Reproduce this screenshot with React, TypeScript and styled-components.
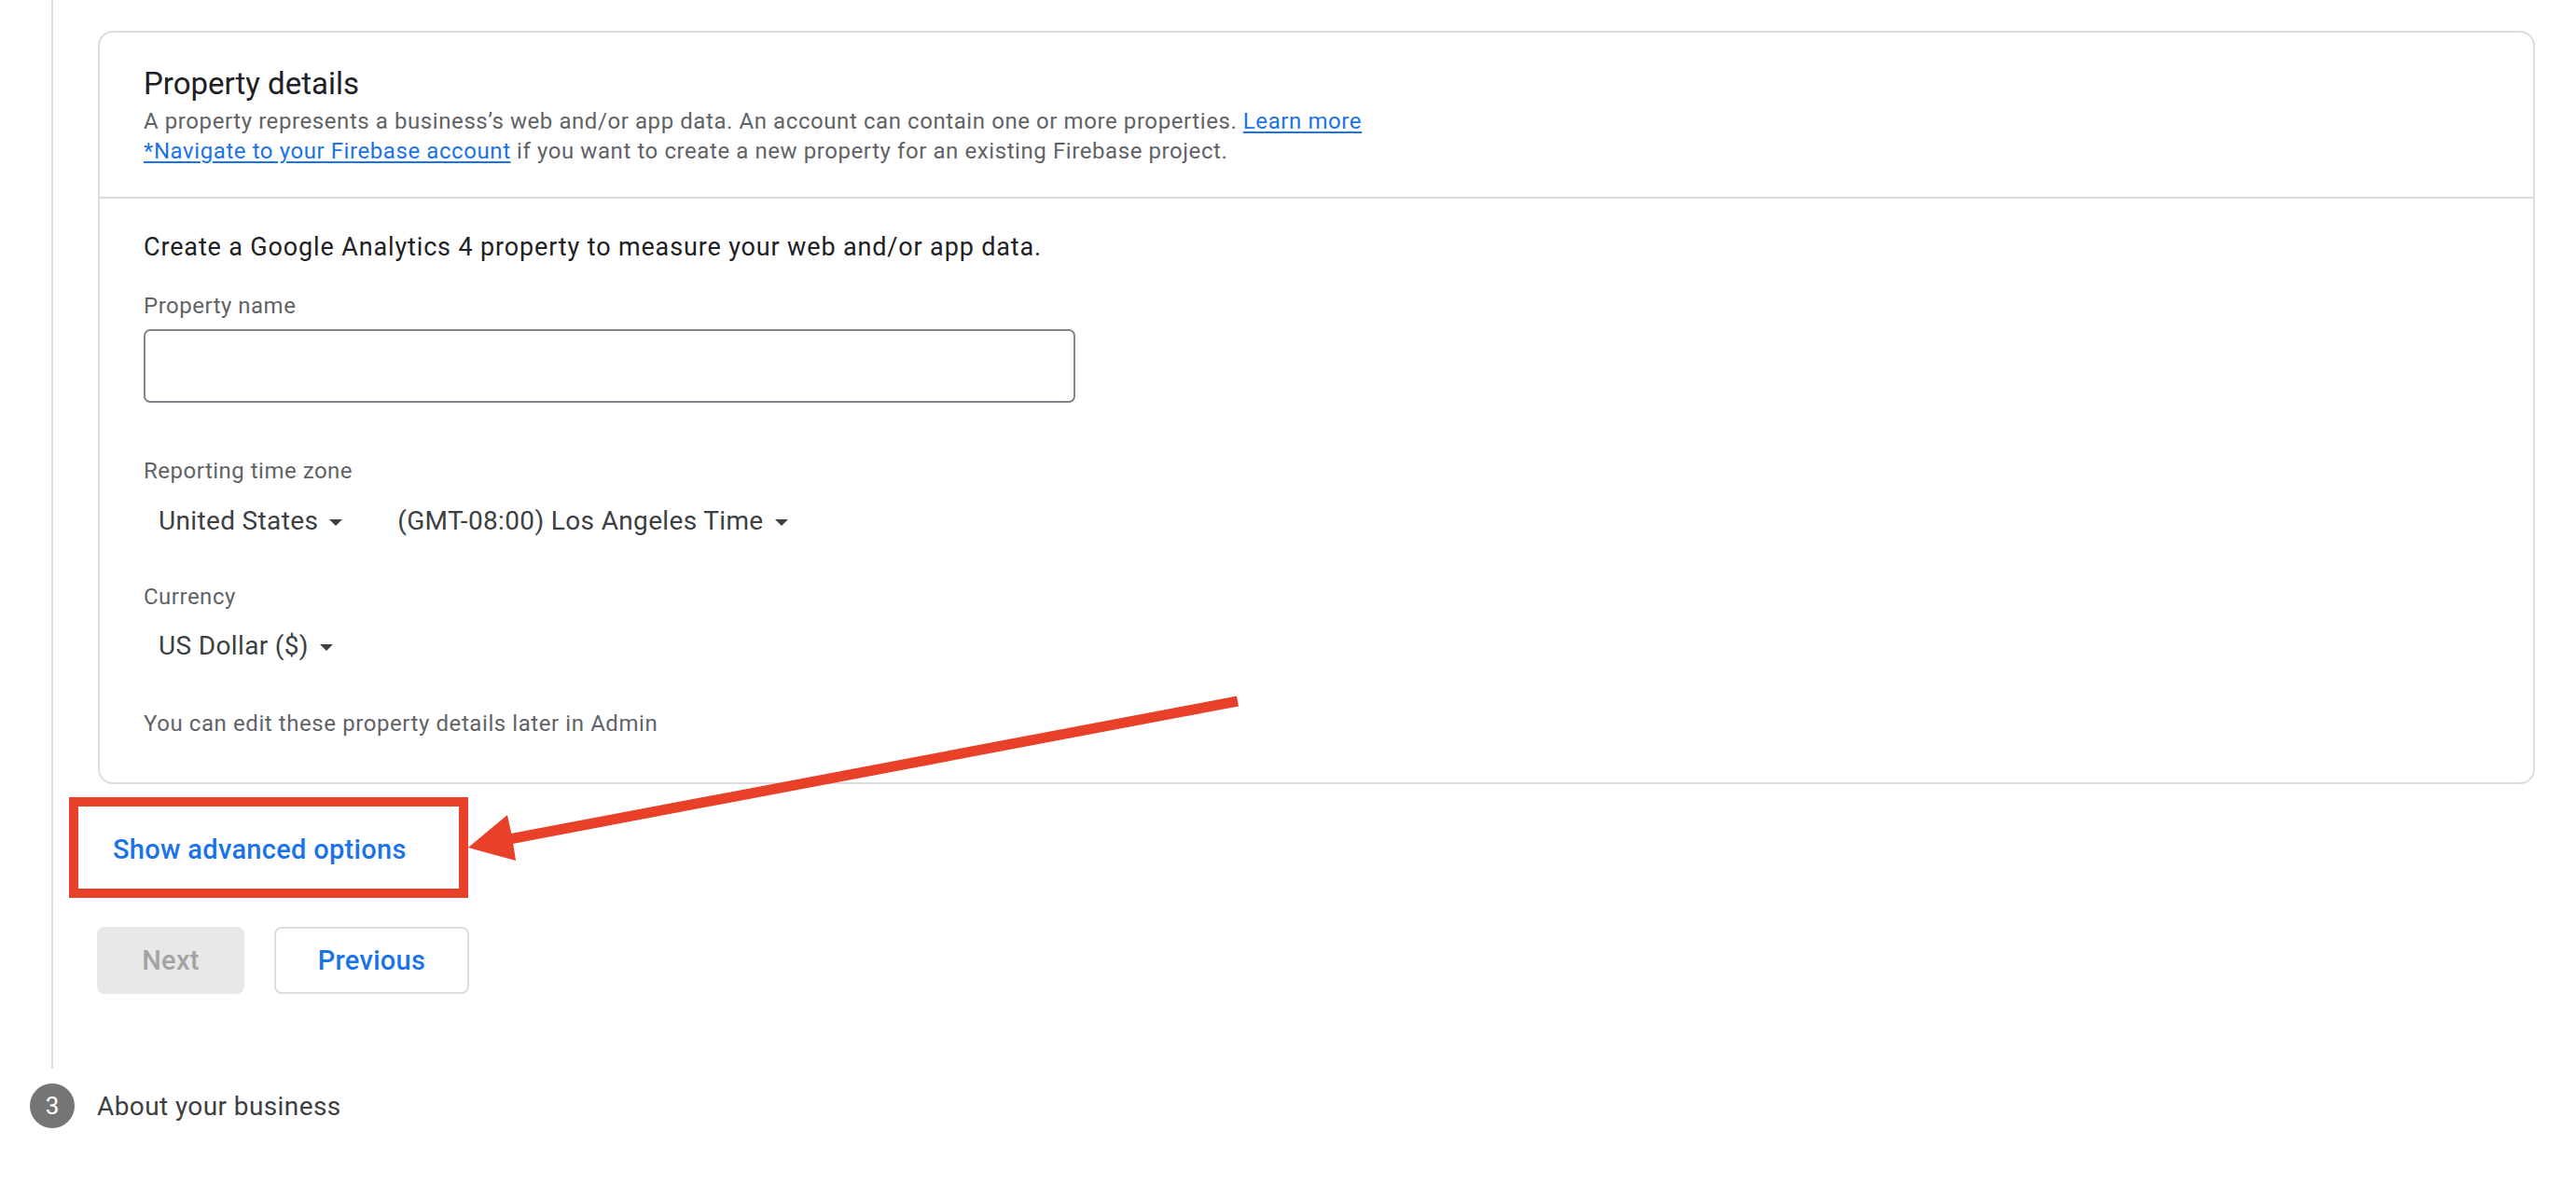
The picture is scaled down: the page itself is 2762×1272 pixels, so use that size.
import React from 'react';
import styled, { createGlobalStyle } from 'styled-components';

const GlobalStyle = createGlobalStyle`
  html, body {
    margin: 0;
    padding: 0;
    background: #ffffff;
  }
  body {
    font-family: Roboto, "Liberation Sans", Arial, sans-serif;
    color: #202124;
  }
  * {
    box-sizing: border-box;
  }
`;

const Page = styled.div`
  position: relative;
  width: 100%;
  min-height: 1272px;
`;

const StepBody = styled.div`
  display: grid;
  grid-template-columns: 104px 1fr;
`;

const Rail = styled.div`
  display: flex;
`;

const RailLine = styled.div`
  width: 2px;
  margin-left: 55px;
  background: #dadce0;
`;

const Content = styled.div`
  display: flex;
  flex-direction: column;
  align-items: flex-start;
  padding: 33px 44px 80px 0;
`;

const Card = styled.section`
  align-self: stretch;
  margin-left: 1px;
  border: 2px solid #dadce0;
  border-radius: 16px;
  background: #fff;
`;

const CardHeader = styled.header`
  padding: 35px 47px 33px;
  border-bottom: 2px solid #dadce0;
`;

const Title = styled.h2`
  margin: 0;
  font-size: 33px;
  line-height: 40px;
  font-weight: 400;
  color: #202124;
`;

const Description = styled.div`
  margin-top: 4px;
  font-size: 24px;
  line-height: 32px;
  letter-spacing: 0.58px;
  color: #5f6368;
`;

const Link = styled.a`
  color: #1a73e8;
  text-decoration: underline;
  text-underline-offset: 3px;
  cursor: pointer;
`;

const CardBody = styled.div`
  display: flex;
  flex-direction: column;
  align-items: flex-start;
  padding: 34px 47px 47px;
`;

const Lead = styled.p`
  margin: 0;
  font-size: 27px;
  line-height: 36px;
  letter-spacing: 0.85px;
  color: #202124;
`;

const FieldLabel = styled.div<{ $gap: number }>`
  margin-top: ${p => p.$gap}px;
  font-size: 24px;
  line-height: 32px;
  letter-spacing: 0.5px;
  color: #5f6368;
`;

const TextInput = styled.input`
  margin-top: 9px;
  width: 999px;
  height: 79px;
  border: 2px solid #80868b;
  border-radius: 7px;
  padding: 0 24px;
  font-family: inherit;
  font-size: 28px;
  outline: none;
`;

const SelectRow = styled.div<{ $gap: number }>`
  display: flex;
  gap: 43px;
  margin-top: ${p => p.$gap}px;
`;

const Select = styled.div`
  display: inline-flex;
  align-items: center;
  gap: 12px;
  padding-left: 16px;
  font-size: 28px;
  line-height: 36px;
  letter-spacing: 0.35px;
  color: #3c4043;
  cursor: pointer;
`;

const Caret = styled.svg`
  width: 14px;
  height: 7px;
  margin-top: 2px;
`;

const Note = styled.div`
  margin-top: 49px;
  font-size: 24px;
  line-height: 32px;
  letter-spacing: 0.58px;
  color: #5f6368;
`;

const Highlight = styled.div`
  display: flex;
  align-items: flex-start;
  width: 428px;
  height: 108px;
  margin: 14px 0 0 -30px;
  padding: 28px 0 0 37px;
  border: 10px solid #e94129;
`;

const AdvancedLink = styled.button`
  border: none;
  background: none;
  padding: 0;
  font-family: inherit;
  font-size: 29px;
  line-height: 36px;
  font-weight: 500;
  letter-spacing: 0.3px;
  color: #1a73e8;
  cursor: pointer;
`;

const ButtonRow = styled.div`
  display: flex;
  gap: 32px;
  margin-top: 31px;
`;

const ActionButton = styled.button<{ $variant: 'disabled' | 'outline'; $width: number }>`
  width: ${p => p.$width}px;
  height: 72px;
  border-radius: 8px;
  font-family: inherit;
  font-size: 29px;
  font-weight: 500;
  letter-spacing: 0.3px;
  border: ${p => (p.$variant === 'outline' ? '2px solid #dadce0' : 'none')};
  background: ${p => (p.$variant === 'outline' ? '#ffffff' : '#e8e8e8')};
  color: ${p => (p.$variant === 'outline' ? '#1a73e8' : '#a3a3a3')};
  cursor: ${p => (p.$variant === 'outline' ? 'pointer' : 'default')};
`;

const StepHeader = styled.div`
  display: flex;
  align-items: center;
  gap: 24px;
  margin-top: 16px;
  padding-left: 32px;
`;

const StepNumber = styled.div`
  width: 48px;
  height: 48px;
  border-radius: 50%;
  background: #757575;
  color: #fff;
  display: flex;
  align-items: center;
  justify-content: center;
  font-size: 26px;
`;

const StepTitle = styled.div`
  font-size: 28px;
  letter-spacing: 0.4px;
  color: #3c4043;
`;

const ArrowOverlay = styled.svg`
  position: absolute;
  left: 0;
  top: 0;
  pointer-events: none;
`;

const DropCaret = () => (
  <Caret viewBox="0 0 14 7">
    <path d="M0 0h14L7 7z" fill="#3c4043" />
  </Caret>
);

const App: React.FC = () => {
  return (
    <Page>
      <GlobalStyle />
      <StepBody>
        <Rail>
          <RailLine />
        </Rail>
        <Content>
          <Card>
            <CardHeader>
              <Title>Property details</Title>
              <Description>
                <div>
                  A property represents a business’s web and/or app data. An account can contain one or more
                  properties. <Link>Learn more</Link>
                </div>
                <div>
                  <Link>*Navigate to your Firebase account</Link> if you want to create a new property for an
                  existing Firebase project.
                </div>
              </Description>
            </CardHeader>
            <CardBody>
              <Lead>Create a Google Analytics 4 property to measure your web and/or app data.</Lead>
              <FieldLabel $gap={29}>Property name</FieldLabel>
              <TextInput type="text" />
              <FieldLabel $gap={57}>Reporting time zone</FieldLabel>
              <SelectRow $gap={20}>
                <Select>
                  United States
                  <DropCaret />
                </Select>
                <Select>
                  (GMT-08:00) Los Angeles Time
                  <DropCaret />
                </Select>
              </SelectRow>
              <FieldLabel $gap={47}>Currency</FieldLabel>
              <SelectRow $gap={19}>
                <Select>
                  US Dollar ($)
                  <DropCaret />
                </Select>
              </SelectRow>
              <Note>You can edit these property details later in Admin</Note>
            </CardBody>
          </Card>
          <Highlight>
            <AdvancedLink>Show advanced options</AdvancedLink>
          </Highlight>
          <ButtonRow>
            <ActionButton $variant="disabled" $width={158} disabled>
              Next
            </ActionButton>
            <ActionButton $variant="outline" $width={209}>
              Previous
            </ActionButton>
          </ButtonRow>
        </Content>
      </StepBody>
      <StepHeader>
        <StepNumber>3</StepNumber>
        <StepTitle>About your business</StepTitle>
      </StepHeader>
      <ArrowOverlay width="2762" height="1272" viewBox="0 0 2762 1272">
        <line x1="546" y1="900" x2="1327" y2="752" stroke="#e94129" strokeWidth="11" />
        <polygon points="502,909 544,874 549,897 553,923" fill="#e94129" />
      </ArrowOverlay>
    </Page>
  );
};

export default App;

**WRITTEN PROBLEM**
How many lines in the data contain the string "React"? Respond with the number only.

**RESPONSE TO THIS TASK**
3